Whenever punters ask for a regular lager at The Globe, they’re encouraged by the staff to try something better, educating them about the many wonders of beer in the process.
The complementary forces of education and globalisation – as more people travel and try beers from other countries, they bring those tastes back to Hong Kong – are key to the growth of the specialty beer category in Hong Kong. Globalisation, by now, is well in play, but beer education is also set to earn a boost.
Last year saw the inaugural Restaurant & Bar Hong Kong International Beer Awards, which sought to raise the profile of beer in the wake of the abolition of taxes on alcoholic drink imports. Wine was garnering all the attention, says Stuart Bailey, general manager of Diversified Events, which hosts the annual Restaurant & Bar convention, while beer, a diverse drink in its own right, was being forgotten.
“We saw an opportunity to do something because of the rise in interest in craft beers,” says Bailey of the awards. “We just felt it was lagging behind, especially when you look at what craft beers are doing in other parts of the world.” The idea of the awards, which will be an annual fixture, is to get Hongkongers talking about, and perhaps even sampling, the variety of beers on offer in the city.
There’s also a British beer fest planned for The Pawn in October, which should be a worthy addition to our city’s current scant ale calendar highlights: the annual Lan Kwai Fong Beer Festival and the various drinking parties organised by hotels, bars and other organisations for Oktoberfest.

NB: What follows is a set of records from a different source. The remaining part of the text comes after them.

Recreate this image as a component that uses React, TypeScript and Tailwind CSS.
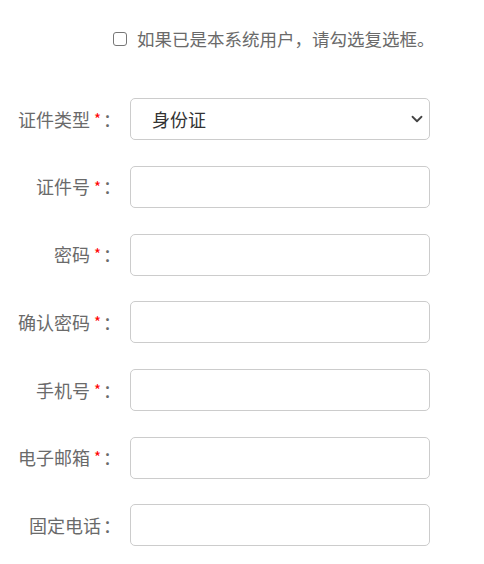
import { ChevronDown } from 'lucide-react'

const FIELDS = [
  { label: '证件号', required: true },
  { label: '密码', required: true },
  { label: '确认密码', required: true },
  { label: '手机号', required: true },
  { label: '电子邮箱', required: true },
  { label: '固定电话', required: false },
]

const FONT = { fontFamily: '"Microsoft YaHei", "Noto Sans CJK SC", "Noto Sans", sans-serif' }

function Label({ text, required }: { text: string; required: boolean }) {
  return (
    <label className="flex w-[121px] shrink-0 items-center justify-end text-[18px] text-[#6a6a6a]">
      {text}
      {required && <span className="ml-[4px] text-[15px] text-[#f00]">*</span>}
      <span className="ml-[2px]">：</span>
    </label>
  )
}

export default function App() {
  return (
    <div className="min-h-[564px] w-[484px] bg-white" style={FONT}>
      <div className="flex items-center pl-[113px] pt-[26px]">
        <input type="checkbox" className="h-[14px] w-[14px] appearance-none rounded-[3px] border border-[#777] bg-white" />
        <span className="ml-[10px] text-[17.5px] text-[#6a6a6a]">如果已是本系统用户，请勾选复选框。</span>
      </div>
      <div className="mt-[46px] flex flex-col gap-[25.7px]">
        <div className="flex items-center">
          <Label text="证件类型" required />
          <div className="relative ml-[9px] flex h-[42px] w-[300px] items-center rounded-[5px] border border-[#ccc] pl-[21px] text-[18px] text-[#333]">
            身份证
            <ChevronDown className="absolute right-[3px] top-[11px] h-[18px] w-[18px] text-[#444]" strokeWidth={2.4} />
          </div>
        </div>
        {FIELDS.map((f) => (
          <div key={f.label} className="flex items-center">
            <Label text={f.label} required={f.required} />
            <input className="ml-[9px] h-[42px] w-[300px] rounded-[5px] border border-[#ccc] bg-white px-3 outline-none" />
          </div>
        ))}
      </div>
    </div>
  )
}
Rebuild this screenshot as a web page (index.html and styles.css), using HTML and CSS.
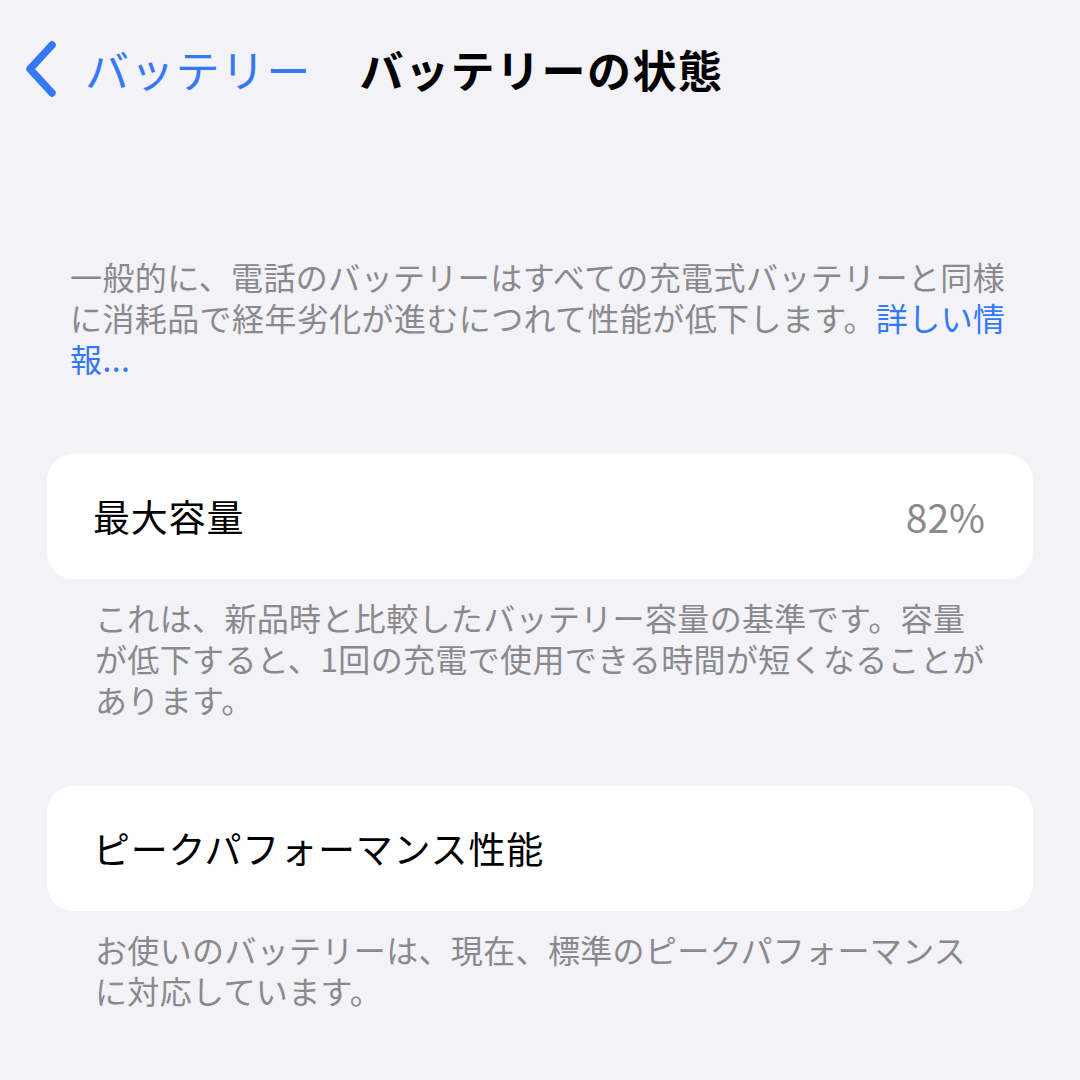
FILE: index.html
```html
<!DOCTYPE html>
<html lang="ja">
<head>
<meta charset="utf-8">
<link rel="stylesheet" href="styles.css">
</head>
<body>
<div class="screen">
  <header class="nav">
    <div class="back">
      <svg class="chev" width="36" height="56" viewBox="0 0 36 56"><path d="M28 4 L6 28 L28 52" fill="none" stroke="#3478f6" stroke-width="7.5" stroke-linecap="round" stroke-linejoin="round"/></svg>
      <span class="back-label">バッテリー</span>
    </div>
    <h1 class="title">バッテリーの状態</h1>
  </header>

  <p class="intro">一般的に、電話のバッテリーはすべての充電式バッテリーと同様に消耗品で経年劣化が進むにつれて性能が低下します。<span class="link">詳しい情報...</span></p>

  <section class="group group-first">
    <div class="card">
      <span class="label">最大容量</span>
      <span class="value">82%</span>
    </div>
    <p class="foot">これは、新品時と比較したバッテリー容量の基準です。容量が低下すると、1回の充電で使用できる時間が短くなることがあります。</p>
  </section>

  <section class="group group-second">
    <div class="card">
      <span class="label">ピークパフォーマンス性能</span>
    </div>
    <p class="foot">お使いのバッテリーは、現在、標準のピークパフォーマンスに対応しています。</p>
  </section>
</div>
</body>
</html>
```

FILE: styles.css
```css
html, body {
  margin: 0;
  padding: 0;
  background: #f2f2f7;
}
body {
  font-family: "Noto Sans CJK JP", "Noto Sans", sans-serif;
  width: 1080px;
  height: 1080px;
  overflow: hidden;
}
.screen {
  display: flex;
  flex-direction: column;
}
.nav {
  height: 138px;
  display: flex;
  align-items: center;
  padding-left: 24px;
}
.back {
  display: flex;
  align-items: center;
}
.chev {
  display: block;
}
.back-label {
  margin-left: 25px;
  font-size: 44px;
  color: #3478f6;
  font-weight: 400;
  line-height: 1;
  letter-spacing: 1.3px;
}
.title {
  margin: 0 0 0 48px;
  font-size: 44px;
  font-weight: 700;
  color: #000;
  line-height: 1;
  letter-spacing: 1.5px;
}
.intro {
  margin: 118px 0 0 70px;
  width: 955px;
  font-size: 32px;
  line-height: 41px;
  letter-spacing: 0.4px;
  color: #8a8a8e;
}
.link {
  color: #3478f6;
}
.group {
  margin: 0 47px;
  display: flex;
  flex-direction: column;
}
.group-first {
  margin-top: 75px;
}
.group-second {
  margin-top: 66px;
}
.card {
  background: #fff;
  border-radius: 26px;
  height: 125px;
  display: flex;
  align-items: center;
  justify-content: space-between;
  padding: 0 48px 0 46px;
}
.label {
  font-size: 37px;
  color: #000;
  line-height: 1;
  letter-spacing: 0.8px;
}
.value {
  font-size: 39px;
  color: #8a8a8e;
  line-height: 1;
}
.foot {
  margin: 18px 40px 0 48px;
  font-size: 32px;
  line-height: 41px;
  letter-spacing: 0.35px;
  color: #8a8a8e;
}
```
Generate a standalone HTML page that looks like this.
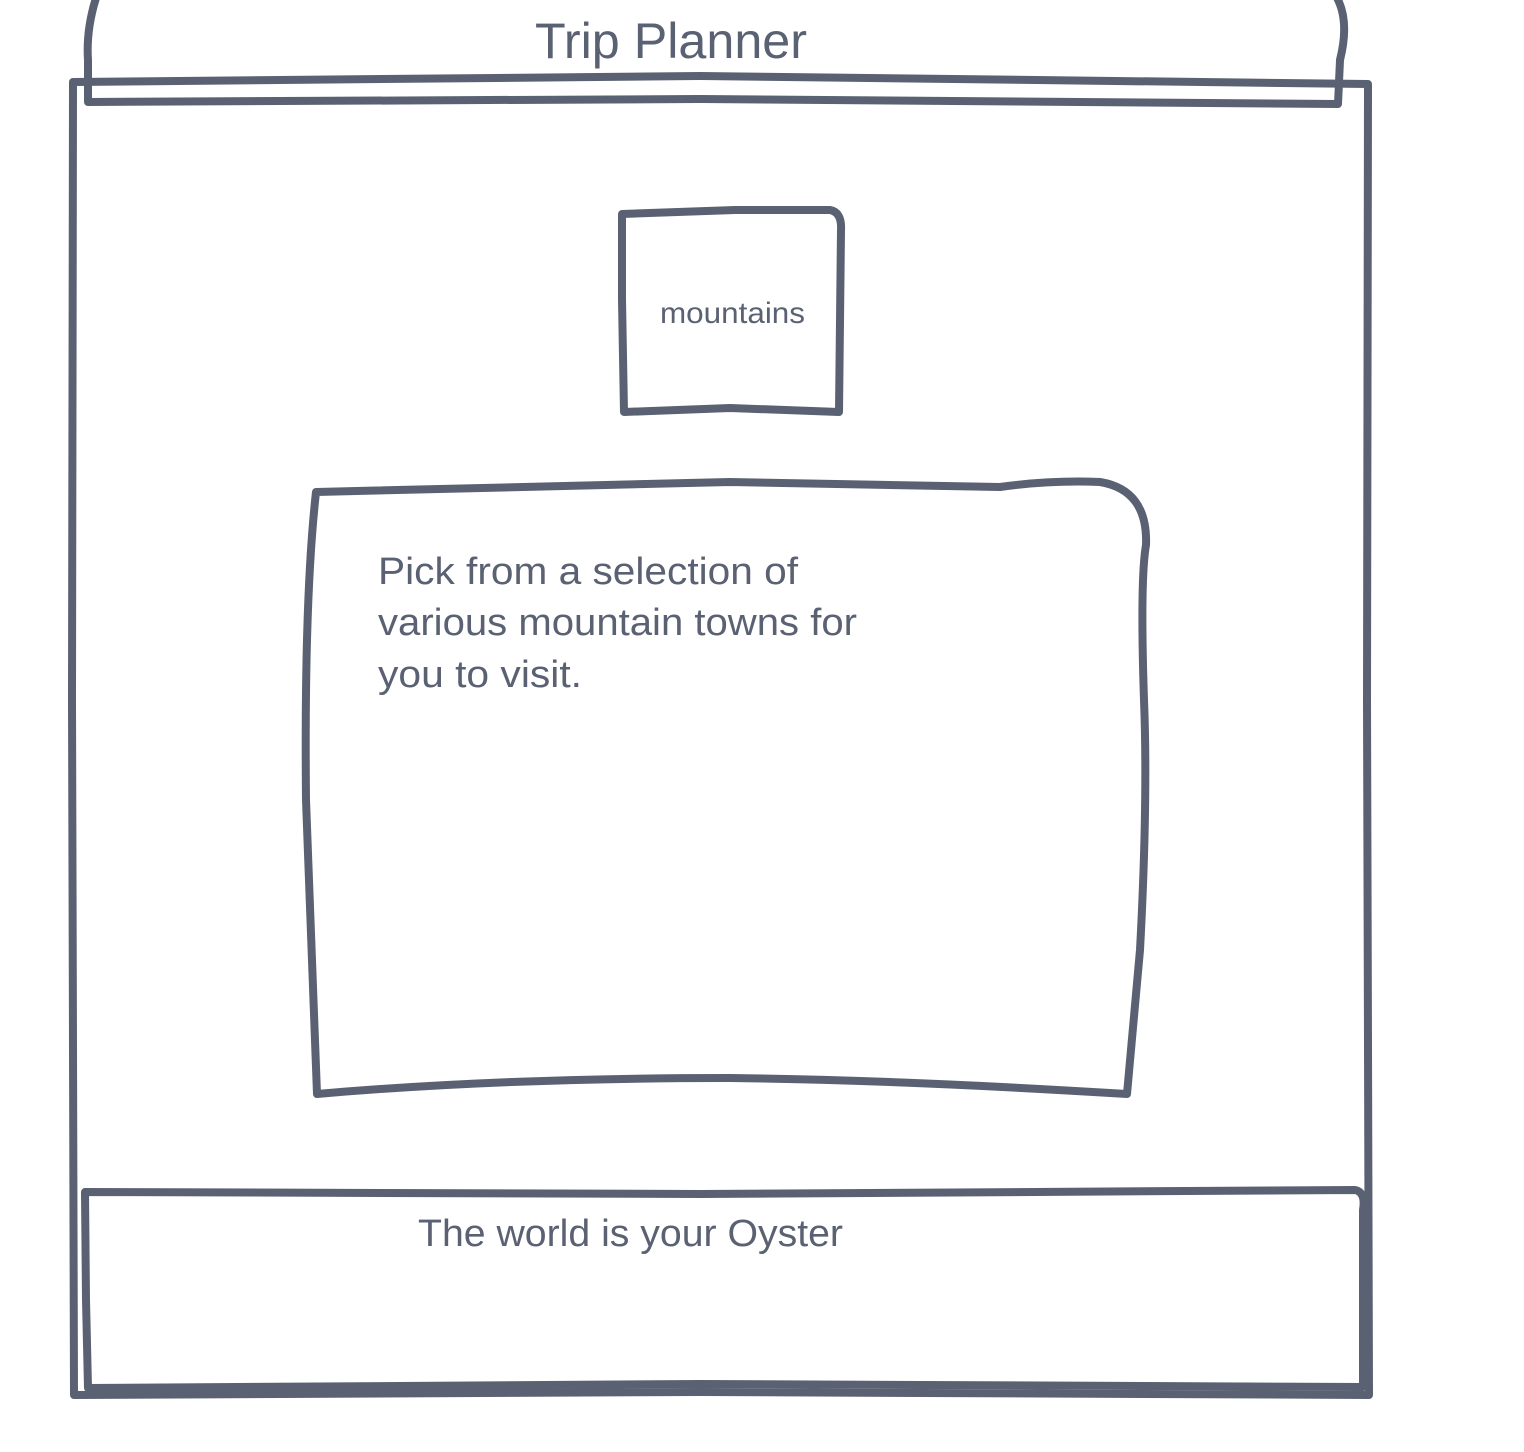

Meanwhile, Typhoon’s Cadoret is hoping for the arrival of more microbreweries who could join forces and help raise the profile of craft beers collectively. He also reckons Hong Kong might be set for a beer renaissance, such as that which occurred in the UK in the 1980s, when drinkers “rediscovered the tradition of beer”. Known as we are for following international hype, there could well be something to that theory. But for now, we’re all stuck in the wine cellar and it will take all the strength of the world’s best barley, malt and hops to lure us out. Beer lovers, start swilling.